Films -- Live-Action
- In the original Land of the Lost TV show, Enik the Altrusian was gruff and somewhat self-centered, but was otherwise a good guy and helped the main characters when they needed it, in contrast to his more vicious Sleestak relatives. In the 2009 live-action movie, he is a Manipulative Bastard who wiped out his own people, tries to Take Over the World with an army of mind-controlled Sleestaks, and briefly tricks the main characters into helping him do so.
- In the book 2001: A Space Odyssey by Arthur C. Clarke, HAL-9000 is a beautifully-defined and deeply sympathetic character who is so human that he develops a psychosis. The movie, deprived of the ability to use an Author Tract to make this clear, makes HAL seem far more monstrous than the original intent, and sadly the film is often cited as an example of A.I. Is a Crapshoot.

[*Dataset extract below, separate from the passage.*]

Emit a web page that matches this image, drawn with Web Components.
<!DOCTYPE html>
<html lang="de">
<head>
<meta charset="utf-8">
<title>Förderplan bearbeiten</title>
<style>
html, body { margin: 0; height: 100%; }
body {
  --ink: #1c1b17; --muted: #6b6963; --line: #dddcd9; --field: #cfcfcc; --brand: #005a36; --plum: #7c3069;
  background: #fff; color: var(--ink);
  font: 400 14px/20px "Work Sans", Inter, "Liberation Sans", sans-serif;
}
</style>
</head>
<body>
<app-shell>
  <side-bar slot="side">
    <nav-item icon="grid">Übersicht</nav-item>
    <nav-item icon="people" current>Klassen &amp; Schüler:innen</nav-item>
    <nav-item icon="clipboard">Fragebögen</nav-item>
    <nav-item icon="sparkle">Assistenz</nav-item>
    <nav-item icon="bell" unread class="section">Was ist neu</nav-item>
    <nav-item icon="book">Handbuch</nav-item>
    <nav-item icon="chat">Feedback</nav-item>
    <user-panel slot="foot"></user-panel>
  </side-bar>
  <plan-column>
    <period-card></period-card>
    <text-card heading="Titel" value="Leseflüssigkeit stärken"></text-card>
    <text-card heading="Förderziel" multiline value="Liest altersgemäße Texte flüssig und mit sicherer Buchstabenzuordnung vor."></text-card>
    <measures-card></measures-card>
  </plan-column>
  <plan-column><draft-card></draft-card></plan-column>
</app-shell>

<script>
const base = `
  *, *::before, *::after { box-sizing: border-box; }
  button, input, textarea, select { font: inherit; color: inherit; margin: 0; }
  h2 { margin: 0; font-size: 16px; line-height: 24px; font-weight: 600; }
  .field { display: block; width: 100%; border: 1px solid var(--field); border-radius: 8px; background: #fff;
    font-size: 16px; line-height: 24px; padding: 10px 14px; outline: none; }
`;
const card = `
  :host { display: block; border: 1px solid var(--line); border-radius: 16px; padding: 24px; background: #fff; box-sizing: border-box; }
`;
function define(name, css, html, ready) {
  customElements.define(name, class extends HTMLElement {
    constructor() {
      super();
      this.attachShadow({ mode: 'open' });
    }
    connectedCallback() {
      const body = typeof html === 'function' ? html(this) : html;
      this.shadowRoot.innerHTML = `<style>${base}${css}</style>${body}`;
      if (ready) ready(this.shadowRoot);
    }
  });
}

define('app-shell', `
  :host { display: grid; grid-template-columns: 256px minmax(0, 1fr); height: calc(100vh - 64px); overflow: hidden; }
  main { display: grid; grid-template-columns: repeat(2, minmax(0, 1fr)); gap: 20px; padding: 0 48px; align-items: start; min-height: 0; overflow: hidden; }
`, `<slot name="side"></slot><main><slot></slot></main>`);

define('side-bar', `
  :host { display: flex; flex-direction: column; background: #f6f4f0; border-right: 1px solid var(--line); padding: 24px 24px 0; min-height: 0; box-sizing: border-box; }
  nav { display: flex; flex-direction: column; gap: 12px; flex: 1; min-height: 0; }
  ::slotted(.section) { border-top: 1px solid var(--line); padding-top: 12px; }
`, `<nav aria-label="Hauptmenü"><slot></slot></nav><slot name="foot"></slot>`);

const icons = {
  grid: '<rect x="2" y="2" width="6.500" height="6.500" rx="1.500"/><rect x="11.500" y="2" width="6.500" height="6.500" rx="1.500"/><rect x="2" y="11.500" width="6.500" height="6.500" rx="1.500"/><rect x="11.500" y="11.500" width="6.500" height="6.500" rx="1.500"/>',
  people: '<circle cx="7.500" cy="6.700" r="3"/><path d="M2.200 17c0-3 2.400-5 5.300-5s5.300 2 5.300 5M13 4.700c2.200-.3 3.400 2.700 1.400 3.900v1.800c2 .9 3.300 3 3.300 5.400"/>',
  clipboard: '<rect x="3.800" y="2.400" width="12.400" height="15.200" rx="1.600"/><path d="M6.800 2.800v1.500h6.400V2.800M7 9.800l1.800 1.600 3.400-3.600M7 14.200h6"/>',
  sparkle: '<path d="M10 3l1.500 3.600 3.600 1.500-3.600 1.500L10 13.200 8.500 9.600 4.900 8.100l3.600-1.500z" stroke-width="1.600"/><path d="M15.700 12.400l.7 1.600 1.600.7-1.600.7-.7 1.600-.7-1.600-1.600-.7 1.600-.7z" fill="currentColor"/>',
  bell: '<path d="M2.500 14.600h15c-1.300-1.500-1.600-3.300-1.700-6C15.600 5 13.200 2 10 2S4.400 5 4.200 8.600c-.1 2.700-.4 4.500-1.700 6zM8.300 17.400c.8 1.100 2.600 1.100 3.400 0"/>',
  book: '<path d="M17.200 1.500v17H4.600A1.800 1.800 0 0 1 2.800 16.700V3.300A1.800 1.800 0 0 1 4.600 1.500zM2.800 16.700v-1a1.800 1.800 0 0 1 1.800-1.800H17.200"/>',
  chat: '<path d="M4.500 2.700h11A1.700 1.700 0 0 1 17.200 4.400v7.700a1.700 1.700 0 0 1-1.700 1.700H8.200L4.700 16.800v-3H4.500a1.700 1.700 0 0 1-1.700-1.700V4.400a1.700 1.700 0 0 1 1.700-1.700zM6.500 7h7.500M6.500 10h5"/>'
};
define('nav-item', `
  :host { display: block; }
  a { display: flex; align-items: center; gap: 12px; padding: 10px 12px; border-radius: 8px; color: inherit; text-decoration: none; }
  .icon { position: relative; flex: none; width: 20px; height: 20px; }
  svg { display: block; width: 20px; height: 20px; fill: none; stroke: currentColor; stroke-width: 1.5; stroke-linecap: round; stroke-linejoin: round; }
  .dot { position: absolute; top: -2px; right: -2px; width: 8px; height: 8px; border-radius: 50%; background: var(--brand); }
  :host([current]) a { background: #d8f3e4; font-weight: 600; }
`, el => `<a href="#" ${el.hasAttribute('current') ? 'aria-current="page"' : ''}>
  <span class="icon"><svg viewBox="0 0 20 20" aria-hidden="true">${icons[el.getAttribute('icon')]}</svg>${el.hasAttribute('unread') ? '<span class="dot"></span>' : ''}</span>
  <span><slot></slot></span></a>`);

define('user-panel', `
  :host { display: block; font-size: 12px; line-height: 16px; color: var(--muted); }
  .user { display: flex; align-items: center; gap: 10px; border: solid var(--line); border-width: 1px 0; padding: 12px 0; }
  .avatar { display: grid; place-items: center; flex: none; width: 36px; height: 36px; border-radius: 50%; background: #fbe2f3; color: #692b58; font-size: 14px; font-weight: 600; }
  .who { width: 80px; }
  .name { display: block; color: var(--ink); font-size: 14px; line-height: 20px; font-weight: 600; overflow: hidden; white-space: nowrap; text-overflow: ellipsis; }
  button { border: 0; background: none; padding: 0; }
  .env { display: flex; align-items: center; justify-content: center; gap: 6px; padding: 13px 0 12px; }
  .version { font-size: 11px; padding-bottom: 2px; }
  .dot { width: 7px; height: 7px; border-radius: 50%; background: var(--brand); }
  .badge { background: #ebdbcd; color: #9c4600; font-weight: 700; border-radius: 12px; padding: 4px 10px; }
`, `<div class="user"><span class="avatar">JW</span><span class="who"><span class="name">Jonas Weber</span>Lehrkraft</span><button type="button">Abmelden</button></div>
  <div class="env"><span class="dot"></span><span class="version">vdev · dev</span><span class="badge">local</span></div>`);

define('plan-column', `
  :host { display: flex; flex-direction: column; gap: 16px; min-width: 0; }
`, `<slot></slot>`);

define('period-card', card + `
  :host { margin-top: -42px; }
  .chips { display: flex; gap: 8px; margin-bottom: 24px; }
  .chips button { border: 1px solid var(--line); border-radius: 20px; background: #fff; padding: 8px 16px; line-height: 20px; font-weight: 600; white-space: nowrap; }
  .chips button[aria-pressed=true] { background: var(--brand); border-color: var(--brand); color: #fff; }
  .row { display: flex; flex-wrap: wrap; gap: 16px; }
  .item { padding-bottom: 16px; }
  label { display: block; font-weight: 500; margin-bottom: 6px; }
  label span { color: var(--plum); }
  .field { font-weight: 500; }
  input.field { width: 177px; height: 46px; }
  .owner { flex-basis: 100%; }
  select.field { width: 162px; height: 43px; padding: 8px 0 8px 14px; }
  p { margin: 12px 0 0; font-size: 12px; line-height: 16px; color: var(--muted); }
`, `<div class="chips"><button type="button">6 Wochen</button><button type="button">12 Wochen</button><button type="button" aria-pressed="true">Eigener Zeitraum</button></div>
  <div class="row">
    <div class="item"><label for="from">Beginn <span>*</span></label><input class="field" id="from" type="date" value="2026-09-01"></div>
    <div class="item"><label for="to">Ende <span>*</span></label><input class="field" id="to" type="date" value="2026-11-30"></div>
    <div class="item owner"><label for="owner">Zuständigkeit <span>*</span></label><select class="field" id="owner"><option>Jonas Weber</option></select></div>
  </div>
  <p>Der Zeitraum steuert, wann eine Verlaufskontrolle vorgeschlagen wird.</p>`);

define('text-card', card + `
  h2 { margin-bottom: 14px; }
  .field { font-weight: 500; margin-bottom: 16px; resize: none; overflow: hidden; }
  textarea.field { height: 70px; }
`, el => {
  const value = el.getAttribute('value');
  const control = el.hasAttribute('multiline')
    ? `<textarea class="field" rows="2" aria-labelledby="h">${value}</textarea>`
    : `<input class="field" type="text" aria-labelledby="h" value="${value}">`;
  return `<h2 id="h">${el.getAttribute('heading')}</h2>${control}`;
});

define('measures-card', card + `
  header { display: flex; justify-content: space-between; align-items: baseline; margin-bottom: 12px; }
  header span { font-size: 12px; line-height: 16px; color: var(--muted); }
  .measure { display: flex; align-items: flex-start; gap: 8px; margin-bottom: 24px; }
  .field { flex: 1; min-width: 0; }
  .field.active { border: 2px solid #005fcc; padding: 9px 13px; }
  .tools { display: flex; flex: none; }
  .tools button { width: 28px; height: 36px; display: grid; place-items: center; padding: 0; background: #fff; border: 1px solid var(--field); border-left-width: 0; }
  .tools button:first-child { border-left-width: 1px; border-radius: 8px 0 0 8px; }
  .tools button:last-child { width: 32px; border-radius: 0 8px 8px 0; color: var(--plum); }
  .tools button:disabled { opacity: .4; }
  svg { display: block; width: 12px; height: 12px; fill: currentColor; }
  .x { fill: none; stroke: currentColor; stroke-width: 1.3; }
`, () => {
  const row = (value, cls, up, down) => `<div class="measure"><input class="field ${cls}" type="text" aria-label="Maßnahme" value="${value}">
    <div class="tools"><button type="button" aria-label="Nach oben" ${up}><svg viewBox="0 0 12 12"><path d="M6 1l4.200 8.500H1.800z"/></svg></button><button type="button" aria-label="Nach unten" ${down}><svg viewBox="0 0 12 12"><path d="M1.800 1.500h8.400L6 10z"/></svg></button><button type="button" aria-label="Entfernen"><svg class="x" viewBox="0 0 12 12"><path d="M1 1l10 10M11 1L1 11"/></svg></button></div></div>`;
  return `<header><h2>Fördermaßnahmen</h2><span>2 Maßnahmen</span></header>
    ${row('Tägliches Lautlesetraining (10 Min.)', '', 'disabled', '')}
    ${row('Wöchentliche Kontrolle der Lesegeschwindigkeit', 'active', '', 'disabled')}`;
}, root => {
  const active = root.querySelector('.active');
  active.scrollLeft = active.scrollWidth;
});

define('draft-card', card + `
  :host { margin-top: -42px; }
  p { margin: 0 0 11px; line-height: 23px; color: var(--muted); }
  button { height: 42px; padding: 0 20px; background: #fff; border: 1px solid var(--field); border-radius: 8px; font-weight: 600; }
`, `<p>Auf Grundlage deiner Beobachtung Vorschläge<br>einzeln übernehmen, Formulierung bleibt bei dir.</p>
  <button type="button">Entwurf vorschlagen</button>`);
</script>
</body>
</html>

- The movie of 2010: The Year We Make Contact sticks more closely to the book and redeems HAL, but of course it's often regarded as a very poor relation to the original movie.

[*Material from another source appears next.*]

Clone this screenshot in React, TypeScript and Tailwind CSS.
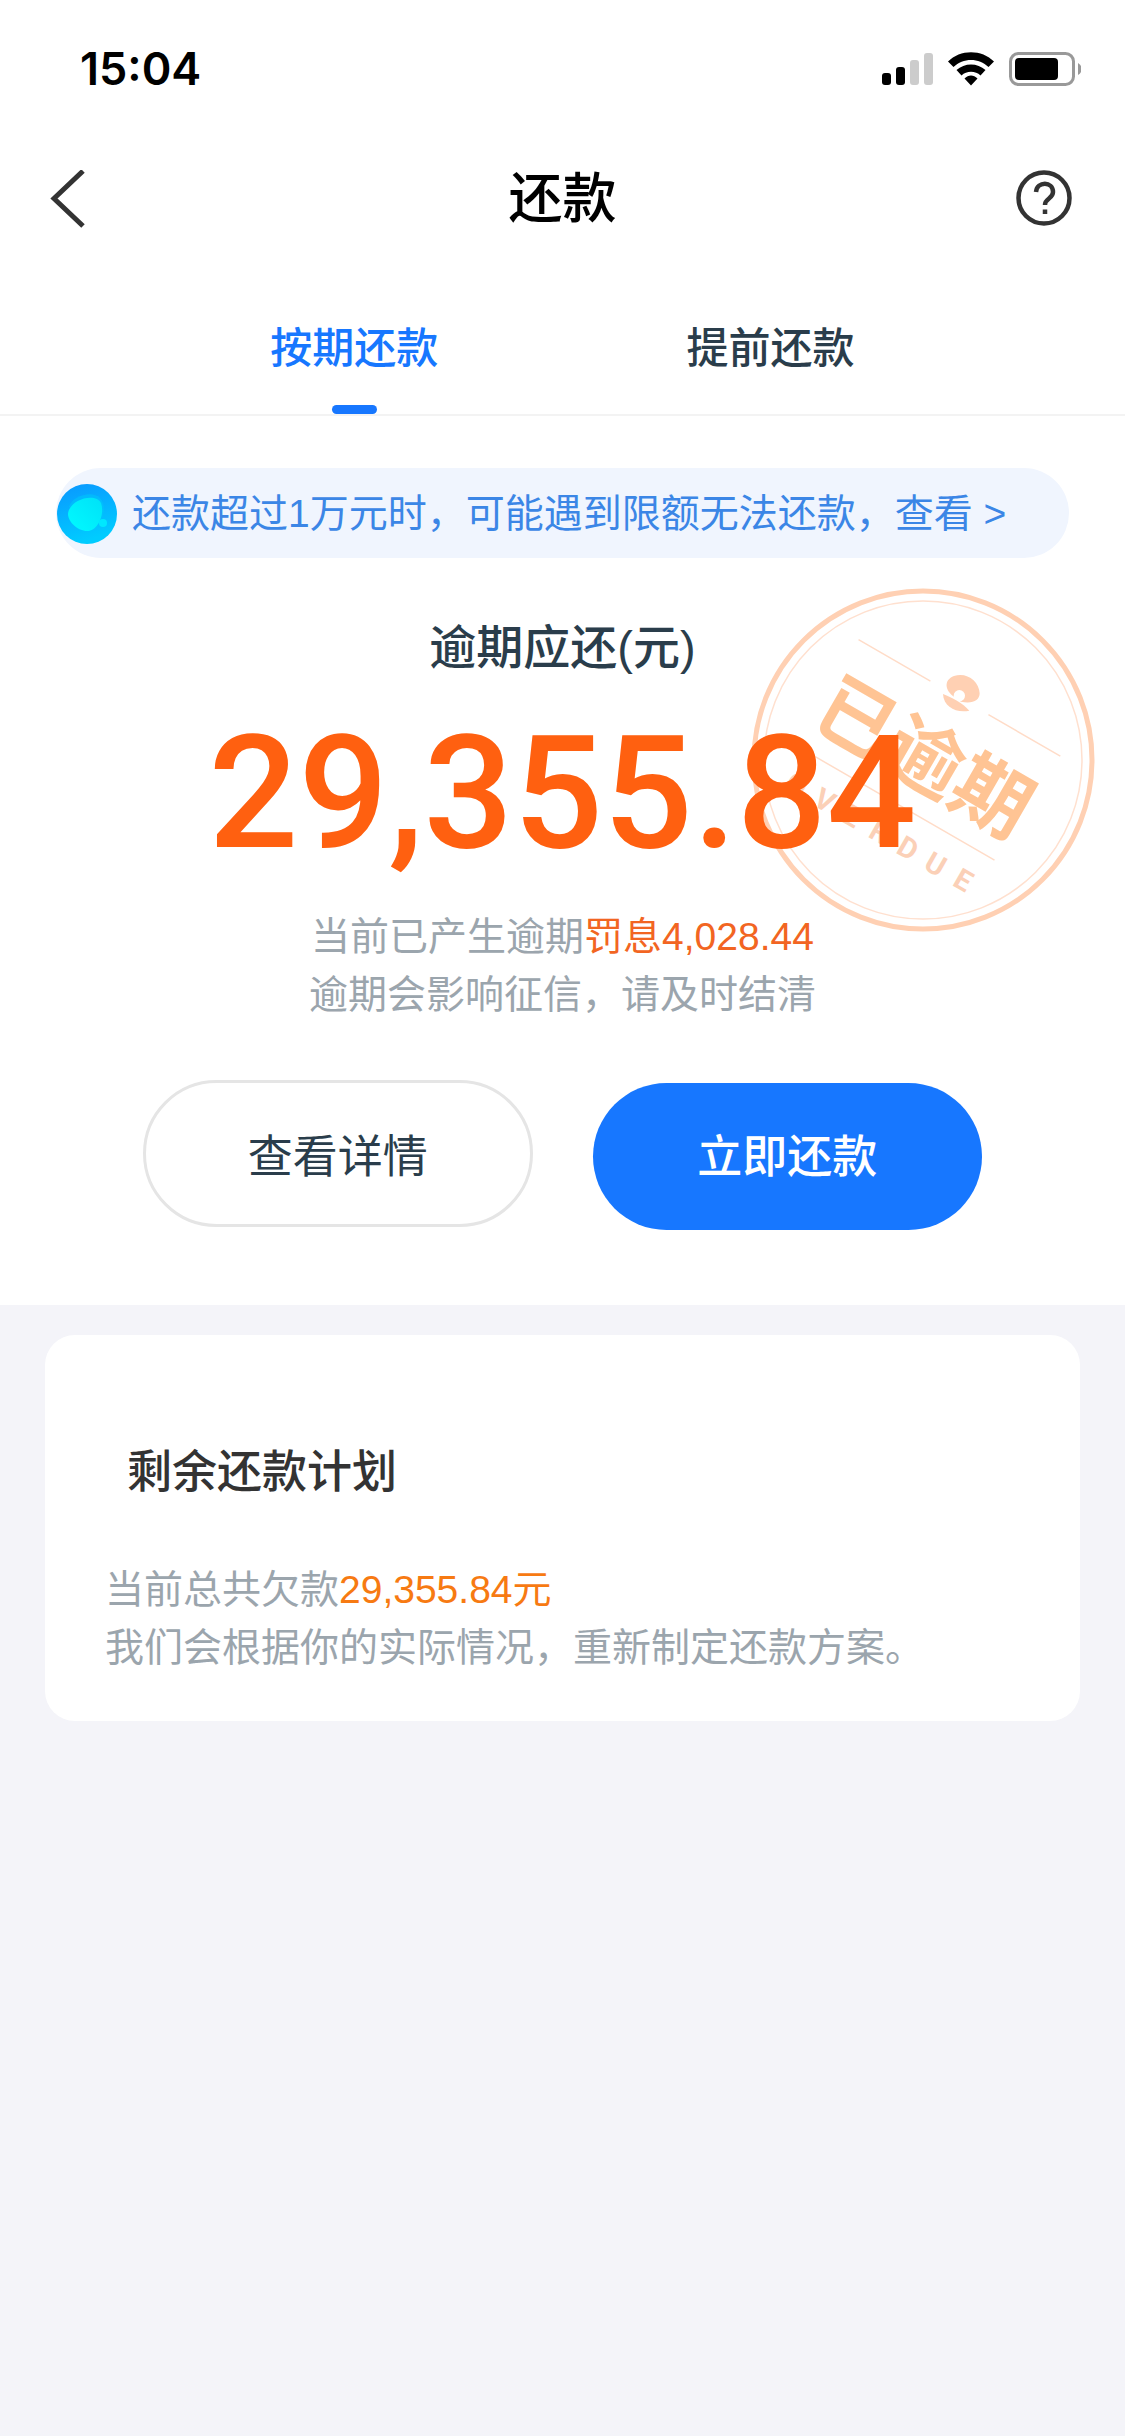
import React from "react";

function StatusBar() {
  return (
    <div className="flex h-[132px] items-center justify-between pl-20 pr-11 pt-[5px]">
      <time className="font-[Inter] text-[45px] font-semibold leading-none text-black">15:04</time>
      <svg width="200" height="36" viewBox="0 0 200 36" role="img" aria-label="信号、无线网络和电池状态" className="shrink-0">
        <rect x="1" y="22" width="9" height="12" rx="3" />
        <rect x="15" y="16" width="9" height="18" rx="3" />
        <rect x="29" y="9" width="9" height="25" rx="3" fill="#ccc" />
        <rect x="43" y="2" width="9" height="32" rx="3" fill="#ccc" />
        <path d="M67 10.500C79-2 101-2 113 10.500l-5.500 5.500C98 6.500 82 6.500 72.500 16ZM75.500 19c8-7.500 21-7.500 29 0l-5 5.500c-5-5-14-5-19 0ZM83.500 27.500c4-4 9-4 13 0L90 34.500Z" />
        <rect x="129.500" y="2.500" width="63" height="31" rx="8" fill="none" stroke="#999" strokeWidth="3" />
        <rect x="134" y="7" width="43" height="22" rx="4" />
        <path d="M197 12c5 3 5 9 0 12Z" fill="#999" />
      </svg>
    </div>
  );
}

function TitleBar() {
  return (
    <header className="flex h-[134px] items-center justify-between px-[50px]">
      <button type="button" aria-label="返回" className="flex w-16 justify-start">
        <svg width="36" height="58" viewBox="0 0 36 58" fill="none" stroke="#333" strokeWidth="5">
          <path d="M33 1 4 28.500 33 56" />
        </svg>
      </button>
      <h1 className="text-[54px] font-medium leading-none text-black">还款</h1>
      <button type="button" aria-label="帮助" className="flex w-16 justify-end">
        <svg width="62" height="58" viewBox="0 0 62 58" fill="none" stroke="#333">
          <circle cx="31" cy="28" r="25.500" strokeWidth="4.500" />
          <path d="M23 22c1-11 17-11 17 0 0 7-8 6-8 13" strokeWidth="4.500" />
          <path d="M32 39.500v4.500" strokeWidth="4.500" />
        </svg>
      </button>
    </header>
  );
}

function Tabs() {
  return (
    <div role="tablist" className="grid h-[150px] grid-cols-2 border-b-2 border-[#f3f3f3] px-[13%] text-[42px] font-medium">
      <button type="button" role="tab" aria-selected="true" className="flex flex-col items-center justify-between pt-[50px] text-[#1777ff]">
        <span className="leading-[66px]">按期还款</span>
        <span className="h-[9px] w-[45px] rounded-full bg-[#1777ff]" />
      </button>
      <button type="button" role="tab" aria-selected="false" className="flex flex-col items-center pt-[50px] text-[#2a3d4b]">
        <span className="leading-[66px]">提前还款</span>
      </button>
    </div>
  );
}

function Notice() {
  return (
    <a href="#limit" className="mx-14 flex h-[90px] items-center gap-[14px] rounded-full bg-[#f0f5fe] pt-[2px] text-[39px] text-[#3b86e6]">
      <svg width="62" height="62" viewBox="0 0 62 62" className="shrink-0" aria-hidden="true">
        <defs>
          <linearGradient id="orb" x1="0" y1="0" x2="0.3" y2="1">
            <stop offset="0" stopColor="#0a96ff" />
            <stop offset="1" stopColor="#00ccff" />
          </linearGradient>
          <linearGradient id="drop" x1="1" y1="0" x2="0" y2="1">
            <stop offset="0" stopColor="#00e1f8" />
            <stop offset="1" stopColor="#00fbff" />
          </linearGradient>
        </defs>
        <circle cx="31" cy="31" r="30" fill="url(#orb)" />
        <path d="M13 24C16 13 36 7 44 15c7 8 4 22-3 28" fill="#00c4fb" opacity="0.6" />
        <path d="M12 31C13 16 40 9 45 20c4 11-3 28-14 28-9 0-19-9-19-17Z" fill="url(#drop)" />
        <circle cx="47" cy="40" r="4" fill="#00e8ff" />
      </svg>
      <span className="whitespace-nowrap">还款超过1万元时，可能遇到限额无法还款，查看 &gt;</span>
    </a>
  );
}

const LETTERS = ["O", "V", "E", "R", "D", "U", "E"];

function OverdueStamp() {
  return (
    <svg width="346" height="346" viewBox="-173 -173 346 346" className="absolute right-[29px] top-[29px]" role="img" aria-label="已逾期">
      <circle r="169" fill="none" stroke="#ffd0b3" strokeWidth="5" />
      <circle r="159" fill="none" stroke="#ffe0cf" strokeWidth="1.500" />
      <g transform="translate(7 -100) scale(0.3333)" fill="#ffd0b3">
        <path d="M72 110C45 92 40 60 72 48c36-13 76 14 77 52 0 22-22 32-56 25Z" />
        <circle cx="88" cy="107" r="17" fill="#fff" />
        <path d="M39 102c22 8 60 28 79 50-38 8-77-10-79-50Z" />
      </g>
      <g transform="rotate(30)">
        <g stroke="#ffdcc8" strokeWidth="1.500">
          <path d="M-116-72h83M34-72h83M-95 51h207" />
        </g>
        <text x="0" y="25" textAnchor="middle" fontSize="78" fontWeight="700" fill="#ffc494">已逾期</text>
        <g fontSize="29" fontWeight="700" fill="#fbd0b7" textAnchor="middle" fontFamily="Liberation Sans Narrow, Roboto">
          {LETTERS.map((c, i) => (
            <text key={i} x={-97 + i * 32} y="94">{c}</text>
          ))}
        </g>
      </g>
    </svg>
  );
}

function OverdueSummary() {
  return (
    <section className="relative flex flex-col items-center pb-[75px] pt-[60px]">
      <OverdueStamp />
      <h2 className="relative text-[47px] font-medium leading-[60px] text-[#2a3d4b]">逾期应还(元)</h2>
      <p className="relative mt-5 font-[Roboto] text-[158px] font-medium leading-[190px] text-[#ff6010]">29,355.84</p>
      <p className="relative mt-5 text-center text-[39px] leading-[58px] text-[#9ba5ad]">
        当前已产生逾期<span className="text-[#f26522]">罚息4,028.44</span>
        <br />
        逾期会影响征信，请及时结清
      </p>
      <div className="mt-14 grid w-full grid-cols-2 items-start gap-[60px] px-[143px] text-[45px]">
        <button type="button" className="h-[147px] rounded-full border-[3px] border-[#e5e5e5] pt-[9px] text-[#2a3d4b]">查看详情</button>
        <button type="button" className="mt-[3px] h-[147px] rounded-full bg-[#1777ff] pt-[3px] font-medium text-white">立即还款</button>
      </div>
    </section>
  );
}

function PlanCard() {
  return (
    <section className="mx-[45px] mt-[30px] rounded-[30px] bg-white px-[60px] pb-11 pt-[108px]">
      <h2 className="pl-[22px] text-[45px] font-medium leading-[60px] text-[#333]">剩余还款计划</h2>
      <p className="mt-[58px] text-[39px] leading-[58px] text-[#9ba5ad]">
        当前总共欠款<span className="text-[#f77a12]">29,355.84元</span>
        <br />
        我们会根据你的实际情况，重新制定还款方案。
      </p>
    </section>
  );
}

export default function App() {
  return (
    <div className="min-h-screen bg-[#f4f4f9] font-['Liberation_Sans','Noto_Sans_CJK_SC',sans-serif]">
      <div className="bg-white">
        <StatusBar />
        <TitleBar />
        <Tabs />
        <main className="pt-[52px]">
          <Notice />
          <OverdueSummary />
        </main>
      </div>
      <PlanCard />
    </div>
  );
}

- Pius Thicknesse of the Harry Potter books is weak-willed and not the sharpest knife in the drawer, but isn't a villain until he is Brainwashed into becoming one by Voldemort through the Imperius Curse. He's presumably returned to normal after the war, although this isn't shown. In the film series, he is implied to have joined the Death Eaters of his own free will, as he doesn't display traits of characters under the Imperius Curse in the films and is more self-aware.
- Hades in the Percy Jackson and The Olympians series is imposing and menacing, described as resembling every dictator in human history, but it turns out that he isn't one of the bad guys, and he eventually helps fight against the Titans while his son Nico becomes an important ally of the protagonists. Not so much in the movie.
- Inverted in Street Fighter, where Balrog is a hero and a friend of Chun Li and E. Honda. Played straight with Dee-Jay and Zangief, who were portrayed as lackeys of M. Bison (although the latter does a Heel Face Turn at the end).
- In the short story that It's a Wonderful Life is based on, "The Greatest Gift", Mr. Potter is only the owner of a photography studio and doesn't meet, much less cause problems for, George Bailey. In the movie, he is a corrupt slumlord, Jerkass, and all-around nasty piece of work who goes out of his way to make George's life a living hell (and almost drives him to suicide).
- The movie version of The Dukes of Hazzard has Roscoe and Boss Hogg portrayed as traditional, competent evil guys instead of the goofball minor incompetents they usually were in the TV show. While they were corrupt, greedy jerks in the show, too, they were known to Pet the Dog on occasion, were relatively harmless villains, and had lines that they wouldn't cross - for example, Hogg hated violence and avoided physically harming people as part of his schemes.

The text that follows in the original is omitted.